W czwartek (13.04) około południa strażacy wyjechali do akcji w Barwałdzie Górnym. Do centrum powiadamiania ratunkowego dotarło bowiem zgłoszenie o pożarze w budynku mieszkalnym. Do akcji wyjechało kilka zastępów straży pożarnej.
Jak się okazało na miejscu w gaszeniu pożaru pomogli sąsiedzi. Zapalił się olej używany prawdopodobnie do smażenia frytek. W wyniku tego zdarzenia jedna osoba doznała poparzeń.

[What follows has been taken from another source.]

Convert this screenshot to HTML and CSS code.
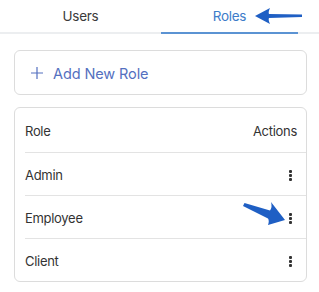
FILE: index.html
```html
<!DOCTYPE html>
<html lang="en">

<head>
    <meta charset="UTF-8" />
    <meta name="viewport" content="width=device-width, initial-scale=1.0" />
    <title>Roles</title>
    <link rel="stylesheet" href="styles.css">
</head>

<body>
    <div class="tabs">
        <div class="tab">Users</div>
        <div class="tab active">Roles</div>
    </div>

    <div class="add-card">
        <svg class="plus" width="14" height="14" viewBox="0 0 14 14">
            <path d="M7 1v12M1 7h12" stroke="#5470c0" stroke-width="1.2" fill="none" />
        </svg>
        <span>Add New Role</span>
    </div>

    <div class="table">
        <div class="row head">
            <span>Role</span>
            <span>Actions</span>
        </div>
        <div class="row">
            <span>Admin</span>
            <span class="kebab"><i></i><i></i><i></i></span>
        </div>
        <div class="row">
            <span>Employee</span>
            <span class="kebab"><i></i><i></i><i></i></span>
        </div>
        <div class="row">
            <span>Client</span>
            <span class="kebab"><i></i><i></i><i></i></span>
        </div>
    </div>

    <!-- annotation arrows -->
    <svg class="arrow arrow-tab" width="50" height="20" viewBox="0 0 50 20">
        <path d="M1 10 L16 2 Q14 6.5 15 8 L48 8.6 L48 11 L15 12 Q14 13.5 16 18 Z" fill="#1f5fc4" />
    </svg>
    <svg class="arrow arrow-row" width="46" height="28" viewBox="0 0 46 28">
        <path d="M44 22 L27 27 Q28.5 23 27 20.5 L2 8 L3.5 5 L29 12.5 Q31.5 9 30 4 Z" fill="#1f5fc4" />
    </svg>
</body>

</html>
```

FILE: styles.css
```css
body {
    margin: 0;
    font-family: Inter, 'Noto Sans', sans-serif;
    font-size: 13px;
    letter-spacing: -0.3px;
    color: #333;
    background: #fff;
    position: relative;
    width: 319px;
    height: 292px;
    overflow: hidden;
}

.tabs {
    display: grid;
    grid-template-columns: 161px 137px;
    border-bottom: 2px solid #eceef0;
    height: 32px;
}

.tab {
    display: flex;
    align-items: center;
    justify-content: center;
    color: #3a3a3a;
    font-size: 13.5px;
}

.tab.active {
    color: #3d7cc9;
    border-bottom: 2px solid #5b93d3;
    margin-bottom: -2px;
}

.add-card {
    margin: 16px 12px 0 14px;
    height: 43px;
    border: 1px solid #dcdcdc;
    border-radius: 6px;
    display: flex;
    align-items: center;
    padding-left: 15px;
    gap: 9px;
    color: #5470c0;
    font-size: 14.5px;
    letter-spacing: -0.1px;
}

.add-card span {
    padding-top: 1px;
}

.table {
    margin: 12px 12px 0 14px;
    border: 1px solid #dcdcdc;
    border-radius: 6px;
}

.row {
    height: 43px;
    display: flex;
    align-items: center;
    justify-content: space-between;
    margin: 0 0 0 10px;
    padding: 2px 9px 0 0;
    box-sizing: border-box;
    border-top: 1px solid #e3e3e3;
}

.row.head {
    border-top: none;
    height: 44px;
}

.kebab {
    display: flex;
    flex-direction: column;
    gap: 1px;
    margin-right: 5px;
}

.kebab i {
    width: 3px;
    height: 3px;
    border-radius: 1px;
    background: #333;
}

.arrow {
    position: absolute;
}

.arrow-tab {
    left: 254px;
    top: 6px;
}

.arrow-row {
    left: 241px;
    top: 198px;
}
```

Trochę później straż otrzymała informacje o włączeniu się czujki pożarowej w centrum handlowym Jan w Wadowicach. Cztery wozy gaśnicze przeciskały się ul. Putka by ratować klientów i właścicieli marketu z opresji. Na miejscu okazało się, że pożaru nie widać.
Przyczyną były prace konserwatorskie prowadzone w systemie ostrzegania przeciwpożarowego. Pracownicy załączyli alarm, ale nie zdążyli poinformować o tym służ ratunkowych.
Przed nami kilka ważnych dni w roku, które bardzo łatwo zamienić w niepotrzebna gonitwę po sklepach i stres. Dlatego policja prosi wszystkich o ostrożność, zarówno w czasie zakupów, jak i na drogach.